Did you know that Forsythe Park once had a big windmill? It was built to hide something.
In the February 20, 1930 issue of the Monroe News-Star was the following article:
Windmill at Forsythe
Monroe citizens yesterday read with approval that the city is building a rustic windmill enclosing the salt water well at Forsythe park. the windmill will be of the old Dutch style and will be built chiefly of concrete blocks saved from street building work. The blocks are of irregular shapes and sizes and will the structure the appearance of having been erected of natural stone.
The windmill will add much to the beauty of Forsythe park and at the same time cover an ugly spot in the park’s broad expanse. Monroe citizens appreciate the city’s efforts to steadily improve the appearance of the parks and streets.

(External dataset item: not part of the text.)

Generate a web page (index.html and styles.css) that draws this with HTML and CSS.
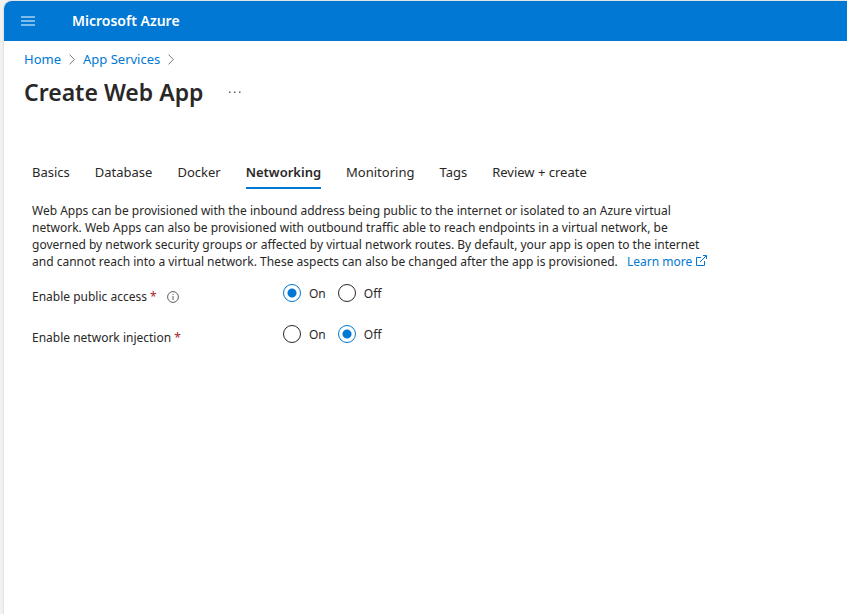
FILE: index.html
```html
<!DOCTYPE html>
<html lang="en">
<head>
<meta charset="utf-8">
<meta name="viewport" content="width=device-width, initial-scale=1">
<title>Create Web App - Microsoft Azure</title>
<link rel="stylesheet" href="styles.css">
</head>
<body>
<div class="portal">
  <header class="topbar">
    <button class="menu-button" type="button" aria-label="Show portal menu">
      <svg width="14" height="10" viewBox="0 0 14 10" aria-hidden="true"><path d="M0 0h14v2H0zM0 4h14v2H0zM0 8h14v2H0z" fill="currentColor"/></svg>
    </button>
    <a class="brand" href="#">Microsoft Azure</a>
  </header>
  <nav class="breadcrumb" aria-label="Breadcrumb">
    <a href="#">Home</a>
    <svg class="chevron" width="6" height="11" viewBox="0 0 6 11" aria-hidden="true"><path d="M.5.6 5.4 5.5.5 10.4"/></svg>
    <a href="#">App Services</a>
    <svg class="chevron" width="6" height="11" viewBox="0 0 6 11" aria-hidden="true"><path d="M.5.6 5.4 5.5.5 10.4"/></svg>
  </nav>
  <div class="title-row">
    <h1>Create Web App</h1>
    <button class="more-button" type="button" aria-label="More actions">
      <svg width="12" height="2" viewBox="0 0 12 2" aria-hidden="true"><path d="M0 .5h1.5V2H0zM5 .5h1.5V2H5zM10 .5h1.5V2H10z" fill="currentColor"/></svg>
    </button>
  </div>
  <main class="content">
    <div class="tabs" role="tablist">
      <button class="tab" type="button" role="tab">Basics</button>
      <button class="tab" type="button" role="tab">Database</button>
      <button class="tab" type="button" role="tab">Docker</button>
      <button class="tab tab-active" type="button" role="tab" aria-selected="true">Networking</button>
      <button class="tab" type="button" role="tab">Monitoring</button>
      <button class="tab" type="button" role="tab">Tags</button>
      <button class="tab" type="button" role="tab">Review + create</button>
    </div>
    <p class="intro">Web Apps can be provisioned with the inbound address being public to the internet or isolated to an Azure virtual<br>
      network. Web Apps can also be provisioned with outbound traffic able to reach endpoints in a virtual network, be<br>
      governed by network security groups or affected by virtual network routes. By default, your app is open to the internet<br>
      and cannot reach into a virtual network. These aspects can also be changed after the app is provisioned.
      <a class="learn" href="#">Learn more <svg width="11" height="11" viewBox="0 0 11 11" aria-hidden="true"><path d="M5 2.5H.5v8h8V6M4 7 10.2.8M7 .5h3.5V4"/></svg></a></p>
    <div class="field" role="radiogroup" aria-labelledby="public-label">
      <div class="field-label"><span id="public-label">Enable public access <span class="required">*</span></span>
        <svg class="info" width="12" height="12" viewBox="0 0 12 12" aria-hidden="true"><circle cx="6" cy="6" r="5.4"/><path d="M6 5v4M6 3v1"/></svg>
      </div>
      <div class="options">
        <label class="option"><input type="radio" name="public" checked>On</label>
        <label class="option"><input type="radio" name="public">Off</label>
      </div>
    </div>
    <div class="field" role="radiogroup" aria-labelledby="injection-label">
      <div class="field-label"><span id="injection-label">Enable network injection <span class="required">*</span></span></div>
      <div class="options">
        <label class="option"><input type="radio" name="injection">On</label>
        <label class="option"><input type="radio" name="injection" checked>Off</label>
      </div>
    </div>
  </main>
</div>
</body>
</html>
```
FILE: styles.css
```css
* { box-sizing: border-box; }
body {
  margin: 0;
  padding: 1px 0 0 4px;
  background: #f3f2f1;
  color: #292827;
  font-family: "Noto Sans", "Segoe UI", sans-serif;
  font-size: 12px;
  line-height: 17px;
}
button { padding: 0; border: 0; background: none; color: inherit; font: inherit; cursor: pointer; }
a { color: #0078d4; text-decoration: none; }
svg { display: block; flex: none; }
.portal {
  min-height: calc(100vh - 1px);
  background: #fff;
  border-top-left-radius: 8px;
  box-shadow: 0 0 2px #bbb;
  overflow: hidden;
}
.topbar { display: flex; align-items: center; height: 40px; background: #0078d4; }
.menu-button { display: grid; place-items: center; width: 48px; height: 40px; color: #80bcea; }
.brand { margin-left: 20px; color: #fff; font-size: 14px; font-weight: 600; line-height: 20px; }
.breadcrumb { display: flex; align-items: center; gap: 8px; padding: 8px 20px 0; font-size: 13px; line-height: 20px; }
.chevron { fill: none; stroke: #797775; }
.title-row { display: flex; align-items: center; gap: 26px; padding: 7px 20px 0; }
h1 { margin: 0; font-size: 23px; font-weight: 600; line-height: 32px; }
.more-button { color: #605e5c; }
.content { padding: 48px 28px 0; }
.tabs { display: flex; gap: 25px; }
.tab { padding: 6px 0 5px; border-bottom: 2px solid transparent; font-size: 13px; line-height: 20px; white-space: nowrap; }
.tab-active { border-color: #0078d4; font-weight: 600; }
.intro { margin: 13px 0 0; white-space: nowrap; }
.learn { margin-left: 6px; }
.learn svg { display: inline-block; margin-left: 1px; fill: none; stroke: currentColor; }
.field { display: flex; min-height: 41px; }
.intro + .field { margin-top: 14px; }
.field-label { display: flex; align-items: center; gap: 10px; width: 251px; height: 25px; }
.required { color: #a4262c; }
.info { fill: none; stroke: #605e5c; }
.options { display: flex; align-items: flex-start; gap: 12px; }
.option { display: flex; align-items: center; gap: 8px; height: 18px; }
.option input {
  appearance: none;
  width: 18px;
  height: 18px;
  margin: 0;
  border: 1px solid #292827;
  border-radius: 50%;
}
.option input:checked { border-color: #0078d4; background: radial-gradient(circle, #0078d4 4px, transparent 5px); }
```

After reading the above article, an anonymous writer suggested a bronze tablet be put inside it in memory of Mayor Forsythe. The city thought it was a great idea and plans were made for one with the Mayor’s name and the date the well was drilled.
After it was built, this cute article about the windmill was found:
People who observe the windmill at Forsythe Park under various conditions state that they can, in their fancy, see it take on the wry face of a country school girl, with, by further stretch of fancy, the blades of the windmill forming streamers of a hair ribbon such as were worn some years ago.
Unfortunately, the October 18, 1937 News-Star announced that heavy rain had weakened the foundation of the windmill. A sinkhole had opened. It was now a public menace, and the order was given to tear it down.